WHAT THE EXERCISE ASKS
Copy exactly, and only, the lines between the start of the entries below and the line containing "const fmt = (n: number) => n.toFixed(2);", both inclusive. Omit pictures.

EXTRACTED RECORDS
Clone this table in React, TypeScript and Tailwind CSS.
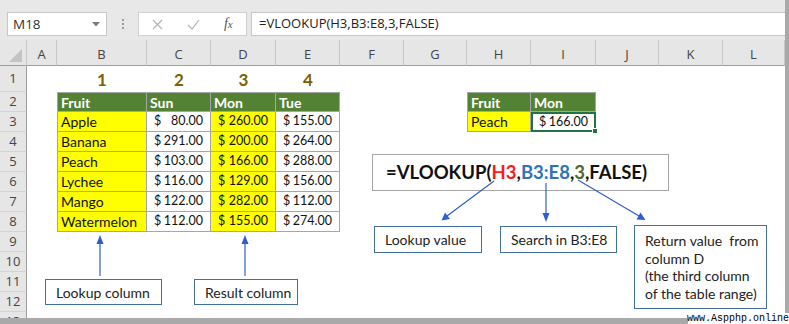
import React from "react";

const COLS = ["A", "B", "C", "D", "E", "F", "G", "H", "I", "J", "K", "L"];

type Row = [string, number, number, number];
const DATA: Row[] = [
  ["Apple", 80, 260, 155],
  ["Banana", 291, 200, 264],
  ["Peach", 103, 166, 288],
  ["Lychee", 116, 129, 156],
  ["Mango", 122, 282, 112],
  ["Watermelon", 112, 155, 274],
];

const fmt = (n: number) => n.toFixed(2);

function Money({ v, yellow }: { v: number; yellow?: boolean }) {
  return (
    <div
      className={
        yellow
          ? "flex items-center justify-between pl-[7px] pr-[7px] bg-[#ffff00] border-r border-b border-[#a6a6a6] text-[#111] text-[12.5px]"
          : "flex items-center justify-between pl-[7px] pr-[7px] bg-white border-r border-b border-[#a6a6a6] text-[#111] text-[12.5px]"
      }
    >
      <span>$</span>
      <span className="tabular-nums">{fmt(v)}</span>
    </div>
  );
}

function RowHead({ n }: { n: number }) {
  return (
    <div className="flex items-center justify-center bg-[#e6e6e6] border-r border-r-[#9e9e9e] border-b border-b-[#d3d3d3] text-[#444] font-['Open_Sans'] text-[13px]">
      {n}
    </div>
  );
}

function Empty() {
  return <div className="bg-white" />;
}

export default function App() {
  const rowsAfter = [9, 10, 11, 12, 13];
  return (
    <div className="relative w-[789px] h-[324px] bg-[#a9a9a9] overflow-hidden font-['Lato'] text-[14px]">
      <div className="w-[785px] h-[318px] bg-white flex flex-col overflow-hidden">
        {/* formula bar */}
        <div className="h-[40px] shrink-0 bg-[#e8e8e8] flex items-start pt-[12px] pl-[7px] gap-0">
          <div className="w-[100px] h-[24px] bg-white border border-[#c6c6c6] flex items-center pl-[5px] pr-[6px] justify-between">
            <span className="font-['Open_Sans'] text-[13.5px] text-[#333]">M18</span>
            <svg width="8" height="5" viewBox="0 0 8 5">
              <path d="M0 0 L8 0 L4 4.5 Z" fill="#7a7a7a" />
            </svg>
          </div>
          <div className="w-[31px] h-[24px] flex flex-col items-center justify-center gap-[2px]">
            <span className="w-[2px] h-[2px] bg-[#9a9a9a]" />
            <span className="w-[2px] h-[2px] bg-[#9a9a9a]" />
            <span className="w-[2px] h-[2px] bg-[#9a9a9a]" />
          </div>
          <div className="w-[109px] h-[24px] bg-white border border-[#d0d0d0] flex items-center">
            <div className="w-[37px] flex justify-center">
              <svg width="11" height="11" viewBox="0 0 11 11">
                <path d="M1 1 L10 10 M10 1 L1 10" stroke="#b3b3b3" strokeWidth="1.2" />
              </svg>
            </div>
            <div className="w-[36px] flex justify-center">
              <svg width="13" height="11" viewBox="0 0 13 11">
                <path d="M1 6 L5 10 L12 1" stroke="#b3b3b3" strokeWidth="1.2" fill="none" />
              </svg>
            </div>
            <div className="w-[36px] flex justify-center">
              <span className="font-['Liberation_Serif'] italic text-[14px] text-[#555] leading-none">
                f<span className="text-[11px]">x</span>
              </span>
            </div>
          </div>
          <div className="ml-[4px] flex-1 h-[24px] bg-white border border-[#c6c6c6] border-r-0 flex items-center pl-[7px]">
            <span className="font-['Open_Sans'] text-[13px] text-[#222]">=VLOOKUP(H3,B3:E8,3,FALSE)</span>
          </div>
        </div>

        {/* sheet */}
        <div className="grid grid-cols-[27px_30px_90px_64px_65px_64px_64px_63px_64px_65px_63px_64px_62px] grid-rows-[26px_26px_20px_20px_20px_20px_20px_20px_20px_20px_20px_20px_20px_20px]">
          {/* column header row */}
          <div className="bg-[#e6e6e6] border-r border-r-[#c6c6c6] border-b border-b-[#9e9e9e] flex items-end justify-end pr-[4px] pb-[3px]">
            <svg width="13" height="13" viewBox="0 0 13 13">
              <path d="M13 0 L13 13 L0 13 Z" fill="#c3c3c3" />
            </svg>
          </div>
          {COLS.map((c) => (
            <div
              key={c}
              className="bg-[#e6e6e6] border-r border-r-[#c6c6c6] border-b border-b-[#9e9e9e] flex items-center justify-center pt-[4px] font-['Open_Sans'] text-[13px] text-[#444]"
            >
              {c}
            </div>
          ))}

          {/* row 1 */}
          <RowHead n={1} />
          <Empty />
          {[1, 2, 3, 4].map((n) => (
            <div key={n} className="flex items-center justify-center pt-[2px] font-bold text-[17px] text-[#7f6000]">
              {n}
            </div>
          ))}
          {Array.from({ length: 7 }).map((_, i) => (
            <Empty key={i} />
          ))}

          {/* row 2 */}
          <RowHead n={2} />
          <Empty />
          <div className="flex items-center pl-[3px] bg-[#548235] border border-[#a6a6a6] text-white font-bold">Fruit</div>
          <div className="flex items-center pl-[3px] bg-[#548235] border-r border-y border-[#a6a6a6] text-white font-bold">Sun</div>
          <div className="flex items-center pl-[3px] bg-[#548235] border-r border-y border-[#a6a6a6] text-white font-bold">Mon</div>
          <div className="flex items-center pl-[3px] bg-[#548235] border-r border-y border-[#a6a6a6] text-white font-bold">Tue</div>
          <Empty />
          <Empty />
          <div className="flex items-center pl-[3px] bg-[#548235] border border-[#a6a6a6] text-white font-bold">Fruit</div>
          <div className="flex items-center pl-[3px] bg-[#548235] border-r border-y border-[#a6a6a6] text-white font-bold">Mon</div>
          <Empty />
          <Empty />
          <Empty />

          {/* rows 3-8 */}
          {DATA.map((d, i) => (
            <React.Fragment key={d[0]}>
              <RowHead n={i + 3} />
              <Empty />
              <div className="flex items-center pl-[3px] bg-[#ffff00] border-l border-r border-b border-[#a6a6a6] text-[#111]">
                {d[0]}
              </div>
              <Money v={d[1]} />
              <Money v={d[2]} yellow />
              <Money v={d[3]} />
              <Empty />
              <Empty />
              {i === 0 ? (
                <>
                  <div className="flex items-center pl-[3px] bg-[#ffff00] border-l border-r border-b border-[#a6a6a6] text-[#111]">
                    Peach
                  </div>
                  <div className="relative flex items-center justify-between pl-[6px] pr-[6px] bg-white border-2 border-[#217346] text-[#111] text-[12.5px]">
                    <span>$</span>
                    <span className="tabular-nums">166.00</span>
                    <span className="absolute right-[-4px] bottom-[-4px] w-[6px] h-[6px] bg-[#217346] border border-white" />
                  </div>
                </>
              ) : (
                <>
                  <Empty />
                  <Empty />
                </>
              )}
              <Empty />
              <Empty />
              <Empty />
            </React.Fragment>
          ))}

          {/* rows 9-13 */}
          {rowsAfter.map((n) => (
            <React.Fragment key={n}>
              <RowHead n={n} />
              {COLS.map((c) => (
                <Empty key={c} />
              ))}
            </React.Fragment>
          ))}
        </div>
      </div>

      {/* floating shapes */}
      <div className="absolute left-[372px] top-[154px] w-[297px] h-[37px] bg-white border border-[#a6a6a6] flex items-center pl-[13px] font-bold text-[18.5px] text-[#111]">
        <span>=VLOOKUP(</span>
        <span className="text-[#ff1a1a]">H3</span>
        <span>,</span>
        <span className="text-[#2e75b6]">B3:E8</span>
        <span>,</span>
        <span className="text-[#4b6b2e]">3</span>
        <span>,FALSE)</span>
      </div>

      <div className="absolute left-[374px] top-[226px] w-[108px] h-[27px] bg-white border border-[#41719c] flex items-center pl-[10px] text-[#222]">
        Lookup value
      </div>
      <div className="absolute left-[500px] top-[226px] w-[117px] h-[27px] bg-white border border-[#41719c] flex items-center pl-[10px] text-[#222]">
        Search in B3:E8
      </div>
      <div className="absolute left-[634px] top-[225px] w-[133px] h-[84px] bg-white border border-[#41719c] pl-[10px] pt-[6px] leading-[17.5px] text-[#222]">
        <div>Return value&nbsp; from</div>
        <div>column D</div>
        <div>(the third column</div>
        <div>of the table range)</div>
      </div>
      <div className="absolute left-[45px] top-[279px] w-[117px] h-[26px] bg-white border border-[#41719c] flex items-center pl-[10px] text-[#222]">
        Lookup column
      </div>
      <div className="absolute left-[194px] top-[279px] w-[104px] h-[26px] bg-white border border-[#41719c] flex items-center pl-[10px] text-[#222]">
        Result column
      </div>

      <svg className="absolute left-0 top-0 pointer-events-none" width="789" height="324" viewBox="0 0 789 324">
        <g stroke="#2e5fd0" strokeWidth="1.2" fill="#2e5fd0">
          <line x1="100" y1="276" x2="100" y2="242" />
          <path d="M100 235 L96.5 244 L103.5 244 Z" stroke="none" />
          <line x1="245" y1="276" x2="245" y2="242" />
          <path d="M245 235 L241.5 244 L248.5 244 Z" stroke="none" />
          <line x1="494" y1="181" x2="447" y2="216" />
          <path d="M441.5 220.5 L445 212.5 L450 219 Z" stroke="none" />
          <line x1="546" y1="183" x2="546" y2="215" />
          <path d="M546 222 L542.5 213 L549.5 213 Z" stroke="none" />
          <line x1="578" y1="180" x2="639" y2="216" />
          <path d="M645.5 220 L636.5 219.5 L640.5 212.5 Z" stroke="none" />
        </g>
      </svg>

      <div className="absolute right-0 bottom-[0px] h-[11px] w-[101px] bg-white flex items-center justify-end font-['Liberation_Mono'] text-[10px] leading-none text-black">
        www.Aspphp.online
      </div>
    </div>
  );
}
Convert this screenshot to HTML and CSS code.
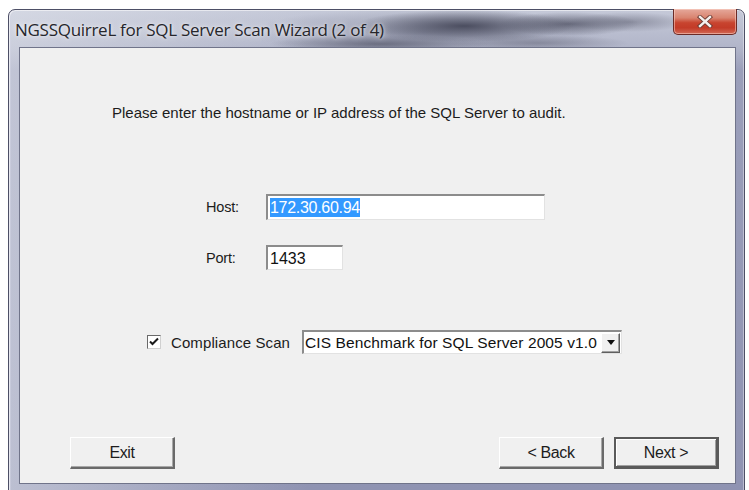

WRITTEN REPLY
Clone this table in React, TypeScript and Tailwind CSS.
import React from "react";

const COLS = ["A", "B", "C", "D", "E", "F", "G", "H", "I", "J", "K", "L"];

type Row = [string, number, number, number];
const DATA: Row[] = [
  ["Apple", 80, 260, 155],
  ["Banana", 291, 200, 264],
  ["Peach", 103, 166, 288],
  ["Lychee", 116, 129, 156],
  ["Mango", 122, 282, 112],
  ["Watermelon", 112, 155, 274],
];

const fmt = (n: number) => n.toFixed(2);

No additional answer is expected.